Almost 2 weeks ago, E4A student Kyle Gurkovich attempted to set the world record for most pull-ups in 24 hours for a third time.
For months leading up to the event, he planned and prepared.
- How would we prevent the injuries that hampered his previous effort?
- What had we learned on the previous two successful attempts?
- What needed to change in order for us to improve and succeed at the even higher level of challenge?
- At some point along the path “It” happened.
About a month into the training schedule we were informed that the record had been updated and increased by over 1800 reps. That’s a huge jump.
So, without blinking an eye, Gurk says, well, I guess were doing 7000 reps 🙂 Just like that, the goal had jumped.
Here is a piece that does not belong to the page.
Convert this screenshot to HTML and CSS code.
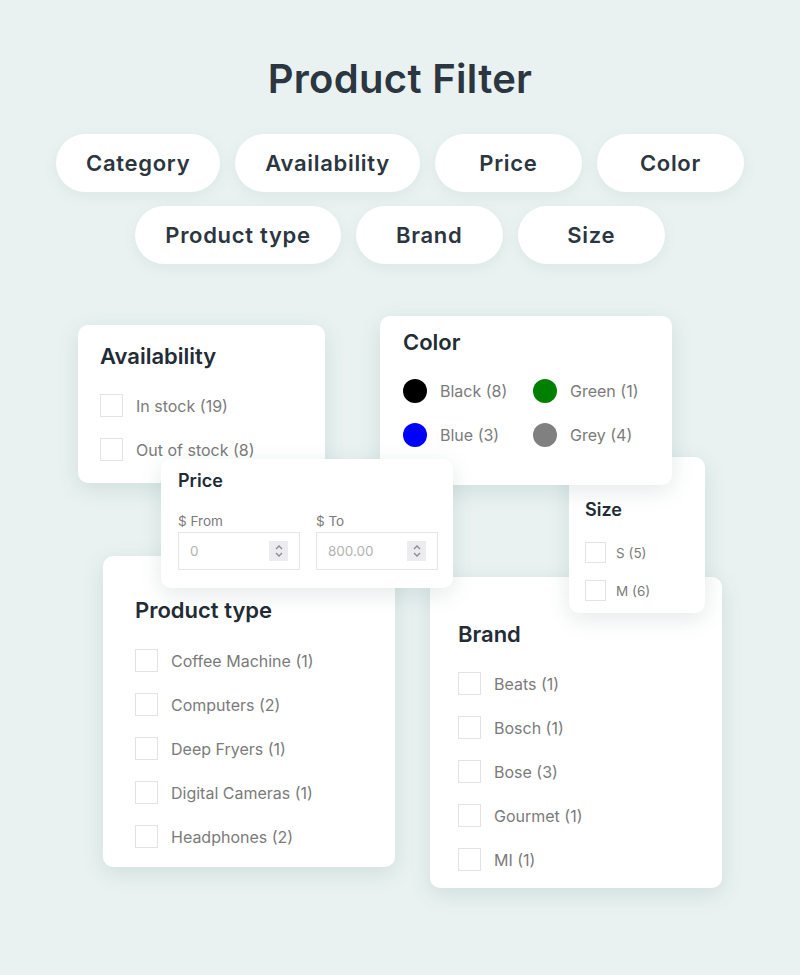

The plan was inadequate and we needed to compress the training to cover more ground in less time.
The big day was upon us and due to the increased pace, by the halfway mark, 12 hours into the event, the count was at 90% of what had formerly taken Kyle 24 hours to achieve.
Let me say it again: By halftime, the score was almost what it had previously taken the full time to achieve.
How is this possible? What made the difference?
I’ve seen it before and recognize it as the impact of thinking bigger, and it’s powerful.
So, I’d like you to think about this: What limits have you empowered in your life? What would happen if you planned on doubling your output?
What’s REALLY possible?
(Note: I mistakenly called my note yesterday “The power of thinking bigger” when it should have been something more about staying in the moment and flexible 🙂 So this one is part 2.)